How are we, in a city full of so many people who know exactly what they want, supposed to fit in and find a place of our own? Seems like things pass so fast here that if you spend too much time thinking about what you really want you’re going to miss out on it to the one’s that already do, (and they do, don’t they?)

They know and you don’t know why, or how, or what led them into the arms of such extreme clarity that they’re able to go through each day with it all seemingly figured out. Wish we had our own personal copy of TONY delivered secretly to our apartment door every week that would tell us exactly where to go to get everything we want: Time Out New York would suddenly become Time Out [insert your name here].

Maybe that’s the thing about this city that makes you start to lose sight of yourself in the haze of other people’s lives, makes you want to skip town altogether and find a place that isn’t so threatening to your dreams - too many people all wanting the same things always means that someone is destined to end up blind...and empty-handed.

July 12, 2007

Recipe for New York.

There comes a time in every New Yorkers life when they think to themselves: am I really going to be able to do this forever?

Case in point last weekend having to go to Port Authority to get on a bus just to go to someone’s house in New Jersey for a barbeque. It was a friends office summer party, and I came with them because in this day and age he and I are both younger-than-usual people trapped in a late-twenties-early-thirties world. These sort of office functions we go to, as not only singles, but (gasp!) unmarried, makes us feel like we’re from some alternate universe upon arrival.

I decided that in order to make a great first impression on this married and older co-workers of his who all work at an admired magazine, that I would charm this backyard gathering with a homemade blueberry pie. So I spent my Saturday afternoon baking, from scratch, a lattice pie. (Fact: most of my ideas sound really great upon their initial burst into my brain, and not until I’m deep in it do I realize how far from great the idea really is).

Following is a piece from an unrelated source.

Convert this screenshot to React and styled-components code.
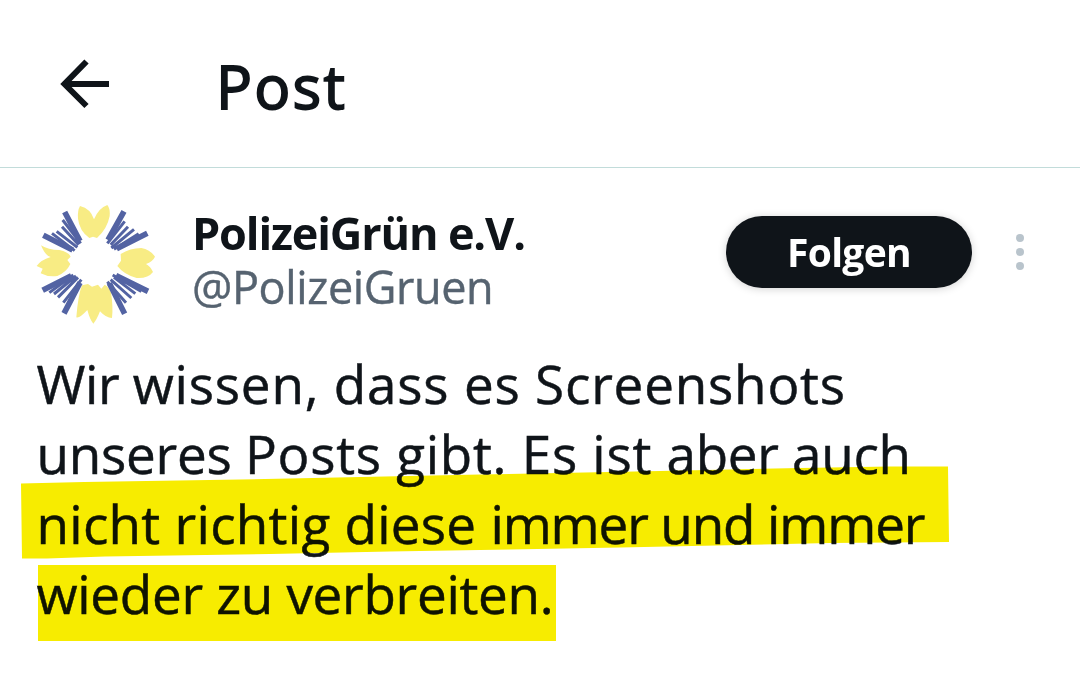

Running late we decided to hop in a cab to Port Authority. The pie, still warm, was placed in a paper bag and set on the seat between us. We didn’t want to miss the only bus that we knew would bring us safely to this little town somewhere across the Hudson. Close to 42nd street I lifted the pie off the seat, and saw, much to my chagrin, a pool of thick blueberry syrup had pooled within the entire bottom of the bag and was currently falling over my hands and consequently, over the entire aluminum covered pie. Shit.

My friend and I looked at each other with shock, and as I held the pie in my hands, fingers burning, I realized something else was wrong the way you know when a big storm is about to break, and began looking frantically around the cab in a very blood-covered-Jack Woltz-pulling-the-covers-back-in-his-bed sort of way. Pools of blueberry syrup were all over the back seat, and the largest of them was alongside my leg, covering the entire left leg of my madras plaid pants. Shit. Shit. Shit.

All I remember at that point was running from the cab into Port Authority holding a pie like it was on fire with blue syrup streaking down my arms as people watched in confusion and horror. Sure, it was no horse, but it was still pretty shocking. And any New Yorker who has any foul play cab experiences knows that the only thing to do in a situation like that is to simply throw money at the driver and run before they can realize what you’ve done.

There was then the line of women in the bathroom who watched as I tried to wash the blue from my arms, and I hate whoever came up with the idea of getting rid of paper towels in public restrooms and opted for those hot air dryers. There were people watching as I ran back and forth from the bathroom to the gift shop grabbing a new bag, napkins, all just in time to board the bus and show up at this party and be introduced (and sure to leave a lasting impression for all the wrong reasons), with blueberry all over my pants with a large spattering over the chest of my white shirt for good measure.

On the bus, my friend looked at me and through laughter and disbelief over how sometimes it seems like I just can’t catch a break, asked: will there come a time when we just can’t do this thing anymore?

This thing that he was referring to, of course, was New York. There are a lot of times in this city when you wonder why you go through so much just to bring a pie to a party. Perhaps there will come a time when I won’t have the energy left, and fleeing Manhattan will be the only option.

Until that time, however, I’ll tough it out, I think, for a while anyway. Or at least until I run out of unstained clothes.

July 2, 2007

In Medias Res

One of these days I'm going to finish something (and I don't mean drinks or boring phone calls or bad movies). I mean one of these days I'm going to follow through with all the things I think about doing and talk about doing and feel in the pit of my stomach that I should.

But I keeping losing time. It flies, doesn't it? Like flies that float and land on burning lamp bulbs and disintegrate or get squashed and disappear.

For too long I have thought I have an infinite amount. And that's so easy, isn't it? With clocks everywhere counting down your every moment, quantifying and qualifying every part of your day, your everyday that never seems to change. And there will always be more vodka sodas and boring phone calls and bad movies - but not chances. You can never have too many chances.

Because one night you can go to sleep and wake up in the morning and find that time has caught up with you. And clocks stop and you don't want them to (you never do), then there you are in the middle of a sea of crowded minutes, hours, days, all struggling against the drowning chances that you know you've missed, swimming in the regret, suffocating in the realization that it’s a silly time to learn to swim when you start to drown.

One of these days I'm going to finish something so all these things that I've missed out on won't have been for nothing. We all have to find the time to learn to swim eventually.